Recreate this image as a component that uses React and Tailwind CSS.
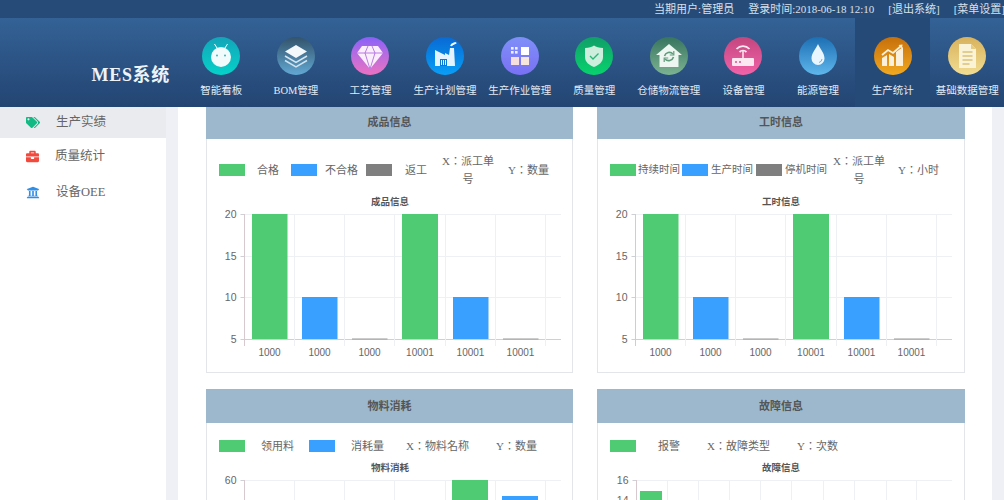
import React from "react";
import { FaTags, FaBriefcase, FaUniversity } from "react-icons/fa";

const W = "#ffffff";
const icons = {
  android: (
    <>
      <path d="M12.500 7l2.500 4M25.500 7L23 11" stroke={W} strokeWidth="1" />
      <ellipse cx="19" cy="20" rx="10" ry="10" fill="#f2fbfb" />
      <circle cx="15" cy="18.500" r="0.9" fill="#19b4c0" />
      <circle cx="23" cy="18.500" r="0.9" fill="#19b4c0" />
    </>
  ),
  layers: (
    <>
      <path d="M19 8l11 6.500L19 21 8 14.500z" fill="#f3f8fb" />
      <path d="M8 19l11 6.500L30 19" fill="none" stroke="#d5e6f0" strokeWidth="1.500" />
      <path d="M8 23.500L19 30l11-6.500" fill="none" stroke="#cfe2ee" strokeWidth="1.500" />
    </>
  ),
  diamond: (
    <>
      <path d="M11 9h16l5 7-13 16L6 16z" fill="#fbeefc" />
      <path d="M6 16h26M14 16l5 16 5-16M14 16l3-7M24 16l-3-7" stroke="#b06ee0" strokeWidth="0.9" fill="none" />
    </>
  ),
  factory: (
    <>
      <path d="M9 13l10 5v-2l4 2 1-7h4l1 18H9z" fill="#e4f3fd" />
      <path d="M25 9c1-3 4-2 5-3.500" stroke={W} strokeWidth="2" fill="none" />
      <path d="M14 22h7v7h-7z" fill="#0b78d8" />
      <path d="M15.500 23v5M17.500 23v5M19.500 23v5" stroke="#e4f3fd" strokeWidth="1" />
    </>
  ),
  grid: (
    <>
      <g fill="#eef0ff">
        <rect x="10" y="10" width="2.600" height="2.600" />
        <rect x="14" y="10" width="2.600" height="2.600" />
        <rect x="10" y="14" width="2.600" height="2.600" />
        <rect x="14" y="14" width="2.600" height="2.600" />
      </g>
      <rect x="20" y="10" width="8" height="8" fill="#fff" />
      <rect x="10" y="20" width="8" height="8" fill="#f7dede" />
      <rect x="20" y="20" width="8" height="8" fill="#f7e6dc" />
    </>
  ),
  shield: (
    <>
      <path d="M10 11c4 0 7-1 9-2.500 2 1.500 5 2.500 9 2.500v9c0 5-4 8-9 10-5-2-9-5-9-10z" fill="#cdeedd" />
      <path d="M15 19l3 3 5.500-5.500" stroke="#28b877" strokeWidth="1.300" fill="none" />
    </>
  ),
  house: (
    <>
      <path d="M19 7L6 18h3.500v12h19V18H32z" fill="#eef6f1" />
      <path d="M14.500 19a5 5 0 0 1 8.500-2M23.500 20a5 5 0 0 1-8.500 2" stroke="#5f9c7c" strokeWidth="1.600" fill="none" />
      <path d="M23.800 14v4h-4M14.200 25v-4h4" stroke="#5f9c7c" strokeWidth="1.200" fill="none" />
    </>
  ),
  router: (
    <>
      <rect x="8" y="21" width="22" height="8" rx="1" fill="#fbe8f1" />
      <circle cx="12" cy="25" r="1" fill="#d9538f" />
      <circle cx="16" cy="25" r="1" fill="#d9538f" />
      <path d="M19 21v-7" stroke="#fbe8f1" strokeWidth="1.500" />
      <path d="M15.500 15a5 5 0 0 1 7 0M12.500 12a9 9 0 0 1 13 0" stroke="#fbe8f1" strokeWidth="1.800" fill="none" />
    </>
  ),
  drop: (
    <>
      <path d="M19 7c2 5 6.500 9 6.500 14.500a6.500 6.500 0 0 1-13 0C12.500 16 17 12 19 7z" fill="#eaf6fd" />
      <path d="M23 22a4 4 0 0 1-3 3.500" stroke="#6eb4e0" strokeWidth="1" fill="none" />
    </>
  ),
  chart: (
    <>
      <path d="M8 29v-8l5-3v11zM15 29V17l5 3v9zM22 29V15l7-5v19z" fill="#fbf0dc" />
      <path d="M8 18l6-5 5 3 8-7" stroke="#fbf0dc" strokeWidth="1.800" fill="none" />
      <path d="M24.500 8l4-.500-.500 4z" fill="#fbf0dc" />
    </>
  ),
  doc: (
    <>
      <path d="M11 7h12l5 5v19H11z" fill="#fbf3d5" />
      <path d="M23 7l5 5h-5z" fill="#e5cc85" />
      <path d="M14.500 15h10M14.500 19h10M14.500 23h10M14.500 27h7" stroke="#dcc27c" strokeWidth="1.300" />
    </>
  ),
};

const nav = [
  ["智能看板", "android", "from-[#12a5b9] to-[#04d2c9]"],
  ["BOM管理", "layers", "from-[#33536b] to-[#62a9d4]"],
  ["工艺管理", "diamond", "from-[#8a5ff8] to-[#ec70c0]"],
  ["生产计划管理", "factory", "from-[#0a6ad4] to-[#0a9ff7]"],
  ["生产作业管理", "grid", "from-[#7f8ff8] to-[#7a70f4]"],
  ["质量管理", "shield", "from-[#0f9f68] to-[#07d36c]"],
  ["仓储物流管理", "house", "from-[#37755f] to-[#7cb392]"],
  ["设备管理", "router", "from-[#c4467f] to-[#f262a8]"],
  ["能源管理", "drop", "from-[#1b6fb3] to-[#5fb7ec]"],
  ["生产统计", "chart", "from-[#c66f0a] to-[#f2a91f]"],
  ["基础数据管理", "doc", "from-[#d8b25c] to-[#f1dd92]"],
];

const serif = "font-['Liberation_Serif','Noto_Sans_CJK_SC',serif]";
const tc = "font-['Liberation_Serif','Noto_Sans_CJK_TC',serif]";

function Swatch({ c, className = "" }) {
  return <span className={`block h-[12px] w-[26px] shrink-0 ${c} ${className}`} />;
}

const G = "bg-[#4ecb73]";
const B = "bg-[#3aa0ff]";
const K = "bg-[#7f7f7f]";

function Chart({ x0, height, title, ys, xs, right, top, bars, bottom, y0, labels, axisEnd }) {
  return (
    <svg width="366" height={height} viewBox={`${x0} ${y0} 366 ${height}`} className="block">
      <text x={x0 + 183} y={y0 + 12} textAnchor="middle" fontSize="9.500" fontWeight="700" fill="#555" fontFamily="'Liberation Sans','Noto Sans CJK SC',sans-serif">{title}</text>
      {ys.map(([v, y]) => (
        <g key={v}>
          <line x1={xs[0]} x2={right} y1={y} y2={y} stroke={y === bottom ? "#cfcfd6" : "#eef0f3"} />
          <line x1={xs[0] - 4} x2={xs[0]} y1={y} y2={y} stroke="#cfcfd6" />
          <text x={xs[0] - 8} y={y + 3.500} textAnchor="end" fontSize="10.500" fill="#666" fontFamily="'Liberation Sans',sans-serif">{v}</text>
        </g>
      ))}
      {xs.slice(1).map((x) => (
        <line key={x} x1={x} x2={x} y1={top} y2={axisEnd} stroke="#eef0f3" />
      ))}
      <line x1={xs[0]} x2={xs[0]} y1={top} y2={axisEnd} stroke="#d8c9cf" />
      {bars.map(([x, w, y, h, c], i) => (
        <rect key={i} x={x} width={w} y={y} height={h} fill={c} />
      ))}
      {labels && labels.map(([t, x]) => (
        <text key={x} x={x} y={355.500} textAnchor="middle" fontSize="10" fill="#666" fontFamily="'Liberation Sans',sans-serif">{t}</text>
      ))}
    </svg>
  );
}

const gs = "#4ecb73", bs = "#3aa0ff", ks = "#9a9a9a";
const upperBars = (o) => [
  [252 + o, 35.500, 214, 125, gs],
  [302 + o, 35.500, 297, 42, bs],
  [352 + o, 35.500, 338.500, 1, ks],
  [402 + o, 36, 214, 125, gs],
  [453 + o, 35.500, 297, 42, bs],
  [503 + o, 35.500, 338.500, 1, ks],
];
const upperLabels = (o) => [
  ["1000", 269.500 + o], ["1000", 319.500 + o], ["1000", 369.500 + o],
  ["10001", 420 + o], ["10001", 470.500 + o], ["10001", 520.500 + o],
];
const upperX = (o) => [244.500, 294.500, 344.500, 394.500, 445.500, 495.500, 545.500].map((x) => x + o);
const upperY = [[20, 214.500], [15, 256.500], [10, 297.500], [5, 339.500]];

function Card({ title, legend, children }) {
  return (
    <div className="border border-t-0 border-[#e2e5e9] bg-white">
      <div className="-mx-px flex h-[34px] items-center justify-center bg-[#9db8cd] text-[11px] font-bold text-[#555]">{title}</div>
      {legend}
      {children}
    </div>
  );
}

function L({ children, className = "" }) {
  return <span className={`block shrink-0 leading-[18px] ${className}`}>{children}</span>;
}

export default function App() {
  return (
    <div className={`flex h-[500px] w-[1004px] flex-col overflow-hidden bg-white ${serif}`}>
      <header className="relative z-10 shrink-0">
        <div className="-mr-[1px] flex h-[18px] items-center justify-end gap-[14px] bg-[#274b78] text-[11px] whitespace-nowrap text-[#d7e0ea]">
          <span>当期用户:管理员</span>
          <span>登录时间:2018-06-18 12:10</span>
          <span>[退出系统]</span>
          <span>[菜单设置]</span>
        </div>
        <div className="flex h-[89px] bg-linear-to-b from-[#346296] to-[#234573]">
          <div className="flex w-[184px] shrink-0 items-end justify-end pr-[14px] pb-[21px] text-[18px] leading-[22px] font-bold tracking-[0.7px] whitespace-nowrap text-[#eef3f8]">
            MES系统
          </div>
          {nav.map(([label, ic, grad]) => (
            <div key={label} className={`flex w-[74.6px] shrink-0 flex-col items-center pt-[19px] ${label === "生产统计" ? "bg-[#264a78]" : ""}`}>
              <div className={`h-[38px] w-[38px] rounded-full bg-linear-to-b ${grad}`}>
                <svg width="38" height="38" viewBox="0 0 38 38">{icons[ic]}</svg>
              </div>
              <span className="mt-[9px] text-[10.5px] leading-[14px] whitespace-nowrap text-[#e3eaf2]">{label}</span>
            </div>
          ))}
        </div>
      </header>

      <div className="flex min-h-0 flex-1 bg-[#eef0f5]">
        <aside className="w-[166px] shrink-0 overflow-hidden bg-white text-[12.500px] text-[#666]">
          <div className="-mt-[4px]">
            <div className="flex h-[35px] items-center bg-[#e9ebef] pt-[4px]">
              <FaTags className="ml-[26px] h-[13px] w-[14px] text-[#13b983]" />
              <span className="ml-[16px]">生产实绩</span>
            </div>
            <div className="flex h-[36px] items-center pt-[1px]">
              <FaBriefcase className="ml-[26px] h-[13px] w-[13px] text-[#f2493c]" />
              <span className="ml-[16px]">质量统计</span>
            </div>
            <div className="flex h-[36px] items-center pt-[1px]">
              <FaUniversity className="ml-[26px] h-[13px] w-[14px] text-[#2f8fe8]" />
              <span className="ml-[16px]">设备OEE</span>
            </div>
          </div>
        </aside>

        <main className="ml-[12px] w-[814px] shrink-0 overflow-hidden bg-white pl-[28px]">
          <div className="-mt-[2px] grid grid-cols-[367px_368px] gap-x-[24px] gap-y-[16px] text-[11px] text-[#666]">
            <Card
              title="成品信息"
              legend={
                <div className="flex h-[54px] items-center pt-[8px] pl-[12px] text-center">
                  <Swatch c={G} />
                  <L className="ml-[12px] whitespace-nowrap">合格</L>
                  <Swatch c={B} className="ml-[12px]" />
                  <L className="ml-[8px] whitespace-nowrap">不合格</L>
                  <Swatch c={K} className="ml-[8px]" />
                  <L className="ml-[13px] whitespace-nowrap">返工</L>
                  <L className={`ml-[14px] w-[54px] ${tc}`}>X：派工单号</L>
                  <L className={`ml-[13px] ${tc}`}>Y：数量</L>
                </div>
              }
            >
              <Chart x0={207} y0={193} height={179} title="成品信息" ys={upperY} xs={upperX(0)} right={561} top={214} bottom={339.500} axisEnd={346} bars={upperBars(0)} labels={upperLabels(0)} />
            </Card>
            <Card
              title="工时信息"
              legend={
                <div className="flex h-[54px] items-center pt-[8px] pl-[12px] text-center">
                  <Swatch c={G} />
                  <L className="ml-[2px] text-[10.5px] whitespace-nowrap">持续时间</L>
                  <Swatch c={B} className="ml-[2px]" />
                  <L className="ml-[3px] text-[10.5px] whitespace-nowrap">生产时间</L>
                  <Swatch c={K} className="ml-[3px]" />
                  <L className="ml-[3px] text-[10.5px] whitespace-nowrap">停机时间</L>
                  <L className={`ml-[5px] w-[54px] ${tc}`}>X：派工单号</L>
                  <L className={`ml-[12px] ${tc}`}>Y：小时</L>
                </div>
              }
            >
              <Chart x0={598} y0={193} height={179} title="工时信息" ys={upperY} xs={upperX(391)} right={952} top={214} bottom={339.500} axisEnd={346} bars={upperBars(391)} labels={upperLabels(391)} />
            </Card>
            <Card
              title="物料消耗"
              legend={
                <div className="flex h-[36px] items-center pt-[9px] pl-[12px]">
                  <Swatch c={G} />
                  <L className="ml-[16px]">领用料</L>
                  <Swatch c={B} className="ml-[15px]" />
                  <L className="ml-[16px]">消耗量</L>
                  <L className={`ml-[22px] ${tc}`}>X：物料名称</L>
                  <L className={`ml-[27px] ${tc}`}>Y：数量</L>
                </div>
              }
            >
              <Chart x0={207} y0={459} height={60} title="物料消耗" ys={[[60, 480.500]]} xs={upperX(0)} right={561} top={480} bottom={600} axisEnd={520} bars={[[452, 36, 480, 40, gs], [502, 36, 496, 24, bs]]} />
            </Card>
            <Card
              title="故障信息"
              legend={
                <div className="flex h-[36px] items-center pt-[9px] pl-[12px]">
                  <Swatch c={G} />
                  <L className="ml-[22px]">报警</L>
                  <L className={`ml-[27px] ${tc}`}>X：故障类型</L>
                  <L className={`ml-[27px] ${tc}`}>Y：次数</L>
                </div>
              }
            >
              <Chart x0={598} y0={459} height={60} title="故障信息" ys={[[16, 480.500], [14, 500.500]]} xs={[636.500, 667.500, 698.500, 729.500, 760.500, 791.500, 823.500, 854.500, 886.500, 916.500]} right={952} top={480} bottom={600} axisEnd={520} bars={[[640, 22, 491, 30, gs]]} />
            </Card>
          </div>
        </main>
      </div>
    </div>
  );
}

-=-=-

■ Problem description: Set the lines above down again, word for word, from the first through the one containing "FaTags, FaBriefcase, FaUniversity"; pictures excluded.

■ Output below:
Recreate this image as a component that uses React and Tailwind CSS.
import React from "react";
import { FaTags, FaBriefcase, FaUniversity } from "react-icons/fa";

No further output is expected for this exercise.